With a tightened budget, the district has been unable to accommodate student demand and hire enough staff to teach every class. In one extreme case, the AP and Portfolio drawing classes have been combined into one period due to an inadequate amount of art-based Career Technical Education (CTE) teachers.

“It’s a 30-person class, 30 people being in an advanced class,” said Todd Poteet, who teaches the nested AP and Portfolio classes. “The more advanced the class gets, the more individual time students need…and it really should have probably been divided into two classes, but, with the reduced number of teachers, we now have a greater need to fill slots.”

While Portfolio or AP may seem similar to some, the job becomes much harder for Poteet.

“I have two classes embedded that I’m having to teach two separate curriculums in the same hour, and to couple that with both of those groups are the most advanced groups that need the most attention individually.”

In addition to making it difficult to hire as many teachers as are needed, some budget cuts have led to classroom supplies and seats being more limited now than ever. Poteet said it has been challenging to get the various painting and drawing supplies he needs for his students, especially considering the art department budget has been cut to 25 percent of what it was before the COVID-19 pandemic, despite Poteet teaching more students than before.

“We’ll scrape the bottom of the barrel quite a bit,” Poteet said. “But we’re artists. We’ll get creative.”

Leuschen has also struggled with the science budget, even going so far as to pay for the materials for one of her anatomy labs herself. 

“I just bought it myself because I want to do this lab. I don’t technically need to do this lab,” she said. “But the kids will have more fun if I do it. And so I threw out the 30 bucks for candy. Because I didn’t wanna eat into the budget.”

Regardless of the financial reasons for so many classes being so large this year, the effect this will have on students’ learning is unclear. 

“So I think discussions are fun. I think there’s a little bit more energy in the class,” Leuschen said. “I like the bigger class in the sense that I think it will spark some discussions, but I do worry that some kids will get lost in the mix. That they’re not either comfortable speaking up with that many people in a class, or I just can’t get to everybody that I need to.”

Some students have found silver linings to the situation, as being able to interact with 30 other students at once has been helpful for them.

“It kind of helps me encourage others to continue drawing, and it also helps to focus for some reason,” junior Jerwin Rapada, who takes Poteet’s nested drawing class, said. “Because they also help me. It’s like everyone critiques each other’s art.

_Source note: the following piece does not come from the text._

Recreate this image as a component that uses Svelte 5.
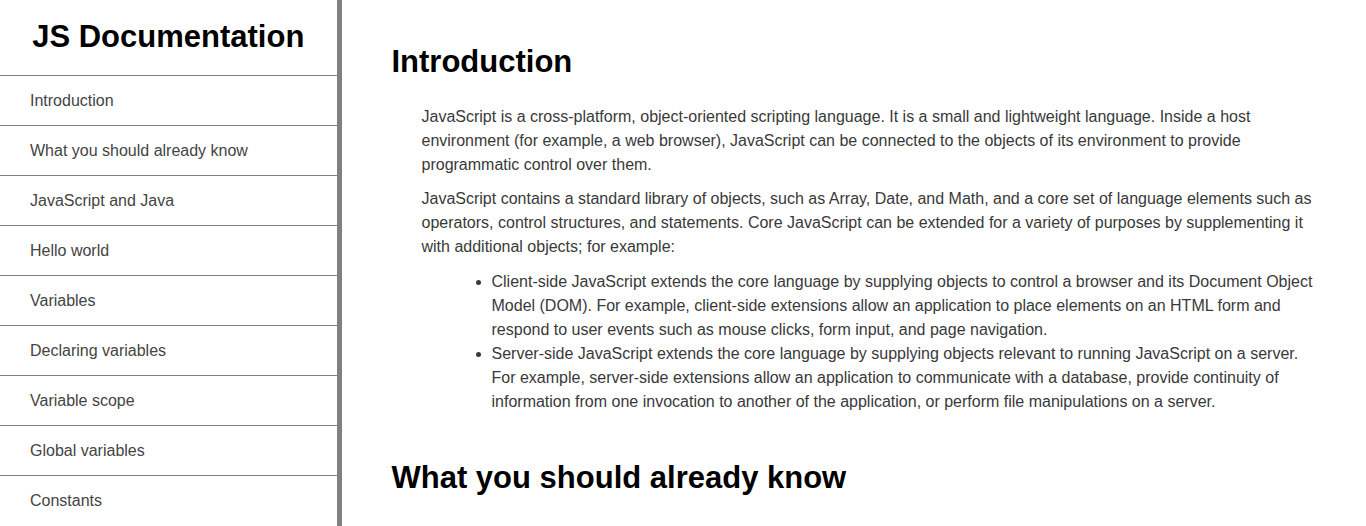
<script>
  const links = [
    'Introduction',
    'What you should already know',
    'JavaScript and Java',
    'Hello world',
    'Variables',
    'Declaring variables',
    'Variable scope',
    'Global variables',
    'Constants',
  ];
  const slug = (text) => text.replaceAll(' ', '_');
</script>

<div class="page">
  <nav>
    <header>JS Documentation</header>
    <ul>
      {#each links as link}
        <li><a href={'#' + slug(link)}>{link}</a></li>
      {/each}
    </ul>
  </nav>
  <main>
    <section id="Introduction">
      <h1>Introduction</h1>
      <article>
        <p>
          JavaScript is a cross-platform, object-oriented scripting language. It is a small and
          lightweight language. Inside a host environment (for example, a web browser), JavaScript
          can be connected to the objects of its environment to provide programmatic control over
          them.
        </p>
        <p>
          JavaScript contains a standard library of objects, such as Array, Date, and Math, and a
          core set of language elements such as operators, control structures, and statements. Core
          JavaScript can be extended for a variety of purposes by supplementing it with additional
          objects; for example:
        </p>
        <ul>
          <li>
            Client-side JavaScript extends the core language by supplying objects to control a
            browser and its Document Object Model (DOM). For example, client-side extensions allow
            an application to place elements on an HTML form and respond to user events such as
            mouse clicks, form input, and page navigation.
          </li>
          <li>
            Server-side JavaScript extends the core language by supplying objects relevant to
            running JavaScript on a server. For example, server-side extensions allow an application
            to communicate with a database, provide continuity of information from one invocation to
            another of the application, or perform file manipulations on a server.
          </li>
        </ul>
      </article>
    </section>
    <section id="What_you_should_already_know">
      <h1>What you should already know</h1>
    </section>
  </main>
</div>

<style>
  :global(body) {
    background: #fff;
    overflow: hidden;
  }

  .page {
    display: grid;
    grid-template-columns: 25% 1fr;
    height: 100vh;
    overflow: hidden;
    font-family: "Liberation Sans", Arial, sans-serif;
    font-size: 16px;
    line-height: 24px;
    color: #393939;
  }

  nav {
    box-sizing: border-box;
    border-right: 5px solid gray;
    overflow: hidden;
  }

  header {
    padding: 19px 0 20px;
    text-align: center;
    font-size: 31px;
    line-height: 36px;
    font-weight: bold;
    color: #000;
  }

  nav ul {
    margin: 0;
    padding: 0;
    list-style: none;
  }

  nav li {
    border-top: 1px solid gray;
  }

  nav a {
    display: block;
    padding: 13px 30px 12px;
    color: #444;
    text-decoration: none;
  }

  main {
    padding: 20px 50px;
    overflow: hidden;
  }

  h1 {
    margin: 24px 0 25px;
    font-size: 31px;
    line-height: 36px;
    color: #000;
  }

  article {
    padding-left: 30px;
  }

  p {
    margin: 0 0 10px;
  }

  article ul {
    margin: 11px 0 46px;
    padding-left: 70px;
  }
</style>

It’s like a whole bonding system.”

But for many others, larger classes haven’t been as beneficial.

“I’d say it’s kind of harder to get a hold of the teacher, but other than that, you can just wait there and be patient,” junior Lily Norton said. “I’m accustomed to smaller classes. So, especially in an advanced setting, like an AP class, having less people in a room gives the teacher more time to come and talk to you individually, which will help you with the content. So I feel a bit crammed in there.”

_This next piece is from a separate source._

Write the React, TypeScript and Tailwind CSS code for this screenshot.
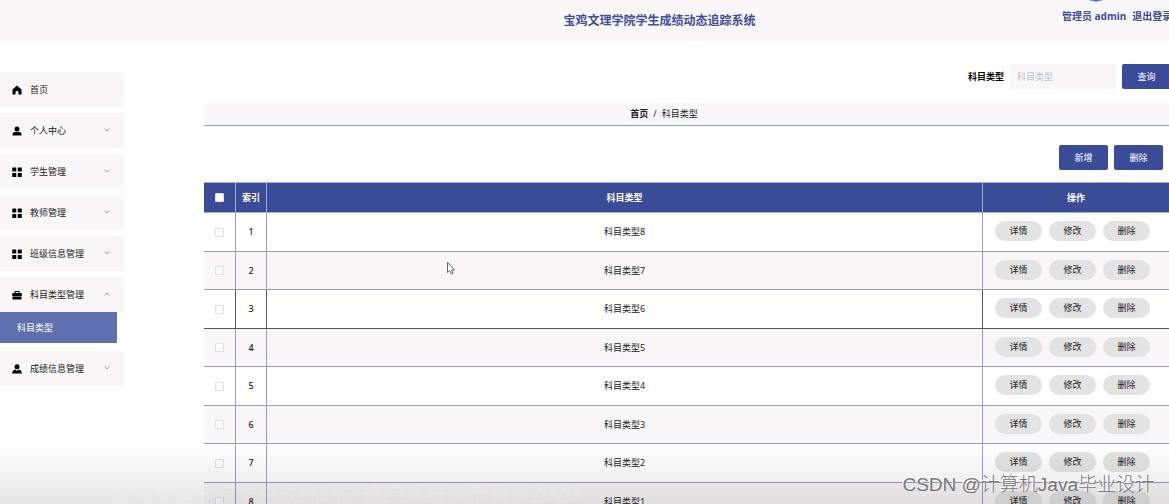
import React from "react";

const subjects = [8, 7, 6, 5, 4, 3, 2, 1];

type IconName = "home" | "user" | "grid" | "case" | "member";

const menu: { label: string; icon: IconName; open?: boolean; leaf?: boolean }[] = [
  { label: "首页", icon: "home", leaf: true },
  { label: "个人中心", icon: "user" },
  { label: "学生管理", icon: "grid" },
  { label: "教师管理", icon: "grid" },
  { label: "班级信息管理", icon: "grid" },
  { label: "科目类型管理", icon: "case", open: true },
  { label: "成绩信息管理", icon: "member" },
];

function MenuIcon({ name }: { name: IconName }) {
  return (
    <svg viewBox="0 0 20 20" className="size-[10px] shrink-0 fill-black" aria-hidden="true">
      {name === "home" && <path d="M10 1 L19 9 V19 H13 V14 Q13 12 10 12 Q7 12 7 14 V19 H1 V9 Z" />}
      {name === "user" && (
        <>
          <circle cx="10" cy="6" r="5" />
          <path d="M1 19 V16 Q1 12 6 12 H14 Q19 12 19 16 V19 Z" />
        </>
      )}
      {name === "grid" && (
        <>
          <rect x="0.500" y="1" width="8" height="8" rx="1" />
          <rect x="11.500" y="1" width="8" height="8" rx="1" />
          <rect x="0.500" y="12" width="8" height="8" rx="1" />
          <rect x="11.500" y="12" width="8" height="8" rx="1" />
        </>
      )}
      {name === "case" && (
        <>
          <path d="M5 6 V2 H15 V6 H19 L20 12 H0 L1 6 Z M7 4 V6 H13 V4 Z" fillRule="evenodd" />
          <path d="M1 13 H19 V19 H1 Z" />
        </>
      )}
      {name === "member" && (
        <>
          <circle cx="10" cy="5.500" r="5" />
          <path d="M0 19 L2 13 L7 11 L10 14 L13 11 L18 13 L20 19 Z" />
        </>
      )}
    </svg>
  );
}

function Chevron({ up }: { up?: boolean }) {
  return (
    <svg viewBox="0 0 8 8" className="mb-[2px] ml-auto size-[8px] fill-none stroke-[#909399]" aria-hidden="true">
      <path d={up ? "M1.500 5.500 L4 3 L6.500 5.500" : "M1.500 2.500 L4 5 L6.500 2.500"} strokeWidth="0.900" />
    </svg>
  );
}

function Sidebar() {
  return (
    <nav className="w-[124px] shrink-0 pt-[31px]">
      <ul className="flex flex-col gap-[6px]">
        {menu.map((m) => (
          <li key={m.label} className={m.open ? "pb-[2px]" : ""}>
            <a href="#" className="flex h-[35px] items-center bg-[#f8f6f7] pt-px pr-[13px] pl-[12px] text-[#222]">
              <MenuIcon name={m.icon} />
              <span className="ml-[8px]">{m.label}</span>
              {!m.leaf && <Chevron up={m.open} />}
            </a>
            {m.open && (
              <a href="#" className="mr-[7px] flex h-[31px] items-center bg-[#6070af] pl-[17px] text-white">
                科目类型
              </a>
            )}
          </li>
        ))}
      </ul>
    </nav>
  );
}

const solid = "h-[25px] w-[49px] shrink-0 rounded-[2px] bg-[#3a4b98] text-white";
const box = "block size-[9px] appearance-none rounded-[1px] border border-[#dcdfe6] bg-white";

function Records() {
  return (
    <table className="mt-[12px] w-full table-fixed border-separate border-spacing-0">
      <colgroup>
        <col className="w-[32px]" />
        <col className="w-[31px]" />
        <col />
        <col className="w-[186px]" />
      </colgroup>
      <thead>
        <tr className="h-[31px] bg-[#3a4b98] text-white [&>th]:border-t [&>th]:border-r [&>th]:border-b [&>th]:border-[#a3add6] [&>th:last-child]:border-r-0">
          <th className="p-0">
            <input type="checkbox" aria-label="全选" className={`${box} mx-auto`} />
          </th>
          <th className="p-0">索引</th>
          <th className="p-0">科目类型</th>
          <th className="p-0">操作</th>
        </tr>
      </thead>
      <tbody>
        {subjects.map((n, i) => (
          <tr
            key={n}
            className={`h-[39px] even:h-[38px] even:bg-[#f8f6f7] [&>td]:border-r [&>td]:border-b [&>td:last-child]:border-r-0 ${
              i === 2 ? "[&>td]:border-[#555]" : "[&>td]:border-[#9a9bba]"
            }`}
          >
            <td className="p-0">
              <input type="checkbox" aria-label={`选择科目类型${n}`} className={`${box} mx-auto`} />
            </td>
            <td className="p-0 text-center font-medium">{i + 1}</td>
            <td className="p-0 text-center">科目类型{n}</td>
            <td className="p-0 pl-[12px]">
              <div className="mb-[2px] flex gap-[7px]">
                {["详情", "修改", "删除"].map((t) => (
                  <button key={t} type="button" className="h-[20px] w-[47px] rounded-full bg-[#e3e3e3] text-[#222]">
                    {t}
                  </button>
                ))}
              </div>
            </td>
          </tr>
        ))}
      </tbody>
    </table>
  );
}

export default function App() {
  return (
    <div className="relative h-screen overflow-hidden bg-white font-['Noto_Sans','Noto_Sans_CJK_SC',sans-serif] text-[9px] leading-[12px] text-[#222]">
      <header className="relative flex h-[41px] items-center justify-center bg-[#f8f6f7] font-bold text-[#3f4f9b]">
        <h1 className="flex-1 pl-[150px] text-center text-[12px] leading-[16px]">宝鸡文理学院学生成绩动态追踪系统</h1>
        <div className="absolute top-0 left-full ml-[-107px] flex w-[120px] flex-col text-[10px] leading-[14px] whitespace-nowrap">
          <svg viewBox="0 0 20 3" className="ml-[24px] h-[2px] w-[20px]" aria-hidden="true">
            <path d="M0 0 H20 L17 1 L13 1 Q10 4 7 1 L3 1 Z" fill="#3267f5" />
          </svg>
          <div className="mt-[7px] flex gap-[6px]">
            <span>管理员 admin</span>
            <a href="#">退出登录</a>
          </div>
        </div>
      </header>

      <div className="flex">
        <Sidebar />
        <main className="ml-[80px] min-w-0 flex-1 pt-[23px]">
          <form className="mr-[-2px] flex items-center justify-end">
            <label htmlFor="kind" className="font-bold text-black">科目类型</label>
            <input
              id="kind"
              placeholder="科目类型"
              className="mr-[6px] ml-[6px] h-[25px] w-[106px] rounded-[2px] bg-[#f8f6f7] px-[7px] placeholder:text-[#c0c4cc]"
            />
            <button type="button" className={solid}>查询</button>
          </form>

          <div className="mt-[14px] flex h-[23px] items-center justify-center gap-[5px] border-b border-[#8f9dc6] bg-[#f8f6f7] pr-[45px]">
            <a href="#" className="font-bold">首页</a>
            <span>/</span>
            <span>科目类型</span>
          </div>

          <div className="mt-[19px] mr-[6px] flex justify-end gap-[6px]">
            <button type="button" className={solid}>新增</button>
            <button type="button" className={solid}>删除</button>
          </div>

          <Records />
        </main>
      </div>

      <svg viewBox="0 0 8 13" className="absolute top-[262px] left-[447px] h-[13px] w-[8px]" aria-hidden="true">
        <path d="M0.500 0.500 V10.500 L2.800 8.500 L4.300 12 L6 11.300 L4.600 8 H7.500 Z" fill="#fff" stroke="#444" strokeWidth="0.800" />
      </svg>

      <div className="pointer-events-none absolute inset-x-0 bottom-0 h-[60px] bg-linear-to-b from-black/0 to-black/10">
        <p className="pt-[38px] pl-[110px] text-[21px] leading-[24px] whitespace-nowrap text-white/10">
          宝鸡文理学院学生成绩动态追踪系统演示录像2020
        </p>
      </div>
      <p className="pointer-events-none absolute right-[15px] bottom-[6px] text-[19px] leading-[26px] font-light whitespace-nowrap text-[#777] font-['Liberation_Sans','Noto_Sans_CJK_SC',sans-serif] [text-shadow:-1px_-1px_0_#fff]">
        CSDN @计算机Java毕业设计
      </p>
    </div>
  );
}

Ideally, most higher-level advanced or AP classrooms have fewer than 20 students, which teachers enjoy, as they can pay better attention to the needs of every student. But that’s not always possible, and students may have to take more responsibility for learning what they need to.

“I think it definitely forces you to have a little more independence and [have] your own pace,” junior Brendan Symons said. “I feel like it’s sink or swim. It’s either you’re going to do well because you have to pretty much teach yourself all the material, or you’re not going to do well. And you’re just going to sink.”

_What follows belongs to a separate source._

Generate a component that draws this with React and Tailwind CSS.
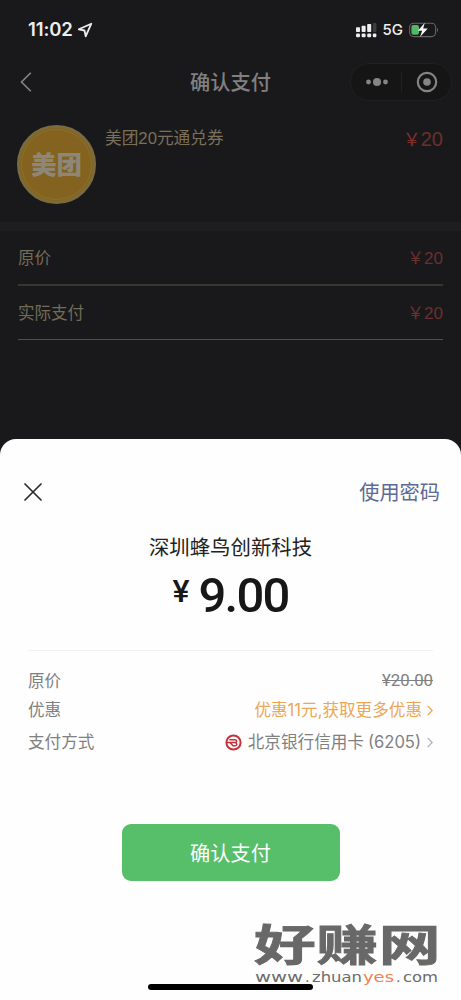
import React from 'react';

const bill = [
  { label: '原价', amount: '20', className: 'h-[55px] border-b-2 border-[#373731]' },
  { label: '实际支付', amount: '20', className: 'h-[54px] border-b border-[#505049]' },
];

const LocationArrow = () => (
  <svg viewBox="0 0 16 16" className="w-4 h-4" fill="none" stroke="#ededed" strokeWidth="1.8" strokeLinejoin="round">
    <path d="M14.3 1.7 1.8 7.3l5.7 1.2 1.2 5.8z" />
  </svg>
);

const Signal = () => (
  <svg viewBox="0 0 21 15" className="w-[21px] h-[15px]" fill="#ededed">
    <rect x="0" y="4.2" width="4" height="4.8" rx="0.8" />
    <rect x="5.6" y="2.8" width="4" height="6.2" rx="0.8" />
    <rect x="11.2" y="1" width="4" height="8" rx="0.8" />
    <rect x="16.8" y="0" width="3.6" height="9" rx="0.8" fill="#3d3d40" />
    <rect x="0" y="10.6" width="4" height="3.6" rx="1.2" />
    <rect x="5.6" y="10.6" width="4" height="3.6" rx="1.2" />
    <rect x="11.2" y="10.6" width="4" height="3.6" rx="1.2" />
    <rect x="16.8" y="10.6" width="3.6" height="3.6" rx="1.2" />
  </svg>
);

const Battery = () => (
  <svg viewBox="0 0 30 16" className="w-[30px] h-4">
    <rect x="0.6" y="1.2" width="26" height="13.4" rx="4" fill="none" stroke="#656567" strokeWidth="1.1" />
    <path d="M28 5.8c1.4.6 1.4 3.6 0 4.2z" fill="#656567" />
    <rect x="2.4" y="3" width="7.6" height="9.8" rx="2" fill="#54b965" />
    <path d="M15.8.8 8.8 8.8h4.3L11 15l7.8-8.6h-4.6z" fill="#f4f4f4" />
  </svg>
);

const BankLogo = () => (
  <svg viewBox="0 0 17 17" className="w-[17px] h-[17px]" fill="none" stroke="#c5313c">
    <circle cx="8.5" cy="8.5" r="7.1" strokeWidth="2" />
    <path d="M4.4 5.8h5.4c2.4 0 2.4 2.8.2 2.8H2M9.8 8.6c2.6 0 2.6 3.2.2 3.2H8L5.2 8.8" strokeWidth="1.5" />
  </svg>
);

const Chevron = ({ className }) => (
  <svg viewBox="0 0 6 11" className={className} fill="none" stroke="currentColor" strokeWidth="1.3">
    <path d="M.7.9 5.1 5.5.7 10.1" />
  </svg>
);

const Coupon = () => (
  <div className="flex h-[118px] pt-[21px] pl-[17px] pr-[18px]">
    <div className="w-[79px] h-[79px] shrink-0 rounded-full bg-[#83631f] border-[3px] border-[#7b6a3b] p-px">
      <div className="w-full h-full rounded-full border border-[#907024] flex items-center justify-center pt-[2px] text-[25.5px] leading-none font-black text-[#8e8778]">
        <span>美团</span>
      </div>
    </div>
    <p className="ml-[9px] pt-[1px] text-[16.7px] leading-[26px] text-[#7a7059]">美团20元通兑券</p>
    <p className="ml-auto text-[20px] leading-[28px] text-[#69302d]">
      <span className="text-[18px] text-[#80302b]">￥</span>20
    </p>
  </div>
);

const PaySheet = () => (
  <section className="h-[561px] bg-[#fefefe] rounded-t-[16px] pt-[38px] font-['Inter','Noto_Sans_CJK_SC',sans-serif]">
    <div className="flex items-center justify-between h-[30px] pl-[24px] pr-[21px]">
      <svg viewBox="0 0 18 18" className="w-[18px] h-[18px]" stroke="#2b2b2b" strokeWidth="1.7" strokeLinecap="round">
        <path d="M1 1l16 16M17 1 1 17" />
      </svg>
      <span className="pt-[2px] text-[20.2px] leading-[30px] text-[#5d6a94]">使用密码</span>
    </div>

    <h2 className="mt-[26px] text-center text-[20.4px] leading-[30px] text-[#222222]">深圳蜂鸟创新科技</h2>
    <div className="flex justify-center h-[56px] mt-[4px] font-['Roboto',sans-serif] font-medium text-[#171717]">
      <span className="mt-[5px] mr-[9px] text-[32px] leading-[38px]">¥</span>
      <span className="pt-[1px] text-[49px] leading-[56px] tracking-[-1.8px]">9.00</span>
    </div>

    <div className="mx-[28px] mt-[27px] pt-[16px] border-t border-[#f0f0f0] text-[16.6px] text-[#808080]">
      <div className="flex justify-between h-[29px] leading-[28px]">
        <span>原价</span>
        <span className="line-through font-['Roboto',sans-serif] text-[16.8px] leading-[27px]">¥20.00</span>
      </div>
      <div className="flex justify-between h-[30px] leading-[28px]">
        <span>优惠</span>
        <span className="flex items-center h-[28px] text-[#eba755]">
          优惠11元,获取更多优惠
          <Chevron className="w-[6px] h-[11px] ml-[5px]" />
        </span>
      </div>
      <div className="flex justify-between h-[32px] leading-[32px]">
        <span>支付方式</span>
        <span className="flex items-center">
          <BankLogo />
          <span className="ml-[6px] mr-[4px]">北京银行信用卡</span>
          (6205)
          <Chevron className="w-[6px] h-[11px] ml-[6px] text-[#b4b4b4]" />
        </span>
      </div>
    </div>

    <button className="block mx-auto mt-[66px] w-[218px] h-[57px] pt-[3px] rounded-[9px] bg-[#57be6a] text-[20.2px] text-white">
      确认支付
    </button>
    <div className="mx-auto mt-[103px] w-[165px] h-[6px] rounded-full bg-black" />
  </section>
);

const Watermark = () => (
  <div className="absolute left-[254px] top-[912px] w-[190px]">
    <div className="flex origin-left scale-x-[1.42] gap-[0.4px] h-[56px] font-['Noto_Sans_CJK_SC',sans-serif] font-bold text-[43.5px] leading-[62px] text-[#686868] [-webkit-text-stroke:0.8px_#686868]">
      <span>好</span>
      <span>赚</span>
      <span>网</span>
    </div>
    <svg viewBox="0 0 190 20" className="w-[190px] h-5" fill="#6b6b6b" fontSize="14.5" fontFamily="'DejaVu Sans', sans-serif">
      <text y="13.5">
        <tspan x="1" textLength="48" lengthAdjust="spacingAndGlyphs">www</tspan>
        <tspan x="51">.</tspan>
        <tspan x="58" textLength="50" lengthAdjust="spacingAndGlyphs">zhuan</tspan>
        <tspan x="109" textLength="31" lengthAdjust="spacingAndGlyphs" fill="#f0814f">yes</tspan>
        <tspan x="142">.</tspan>
        <tspan x="149" textLength="35" lengthAdjust="spacingAndGlyphs">com</tspan>
      </text>
    </svg>
  </div>
);

const App = () => {
  return (
    <main className="relative w-[461px] h-[1000px] overflow-hidden bg-[#19191b] font-['Liberation_Sans','Noto_Sans_CJK_SC',sans-serif]">
      <div className="flex items-center h-[60px] pl-[28px] pr-[22px] font-['Inter',sans-serif] text-[#ededed]">
        <span className="text-[18.5px] font-semibold tracking-[-0.1px] mr-[4px]">11:02</span>
        <LocationArrow />
        <div className="flex items-center ml-auto">
          <Signal />
          <span className="ml-[6px] mr-[6px] text-[15px] font-medium">5G</span>
          <Battery />
        </div>
      </div>

      <header className="flex items-center justify-between h-[44px] pl-[20px] pr-[9px]">
        <svg viewBox="0 0 12 20" className="w-3 h-5 mr-[79px]" fill="none" stroke="#858585" strokeWidth="1.6">
          <path d="M10.8.8 1.5 10l9.3 9.2" />
        </svg>
        <h1 className="pt-[2px] text-[20.2px] leading-[30px] font-medium text-[#808080]">确认支付</h1>
        <div className="flex items-center w-[102px] h-[38px] rounded-full border border-[#202022] bg-[#151516]">
          <svg viewBox="0 0 24 10" className="w-[24px] h-[10px] ml-[14px]" fill="#858585">
            <circle cx="3.5" cy="5" r="2.4" />
            <circle cx="12" cy="5" r="4" />
            <circle cx="20.5" cy="5" r="2.4" />
          </svg>
          <div className="w-px h-5 ml-[12px] bg-[#222224]" />
          <svg viewBox="0 0 22 22" className="w-[22px] h-[22px] ml-[14px]">
            <circle cx="11" cy="11" r="9.2" fill="none" stroke="#858585" strokeWidth="2.2" />
            <circle cx="11" cy="11" r="3.8" fill="#858585" />
          </svg>
        </div>
      </header>

      <Coupon />
      <div className="h-[9px] bg-[#1e1e20]" />

      <div className="h-[208px] px-[18px]">
        {bill.map((row) => (
          <div
            key={row.label}
            className={`flex items-center justify-between pt-[2px] text-[16.5px] text-[#736b56] ${row.className}`}
          >
            <span>{row.label}</span>
            <span className="text-[17px] text-[#69302d]">￥{row.amount}</span>
          </div>
        ))}
      </div>

      <PaySheet />
      <Watermark />
    </main>
  );
};

export default App;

Norton remarked that LHS should hire more teachers, expressing the wishes of staff and students alike. It remains to be seen what lies ahead regarding budget and staffing. 

“This is why I vote and try to put educated people into those positions to make sure that they can make good choices for our public schools,” Leuschen said. “Because I can see when we make poor choices, it’s not great. But I still like my job, so I’ll take it!”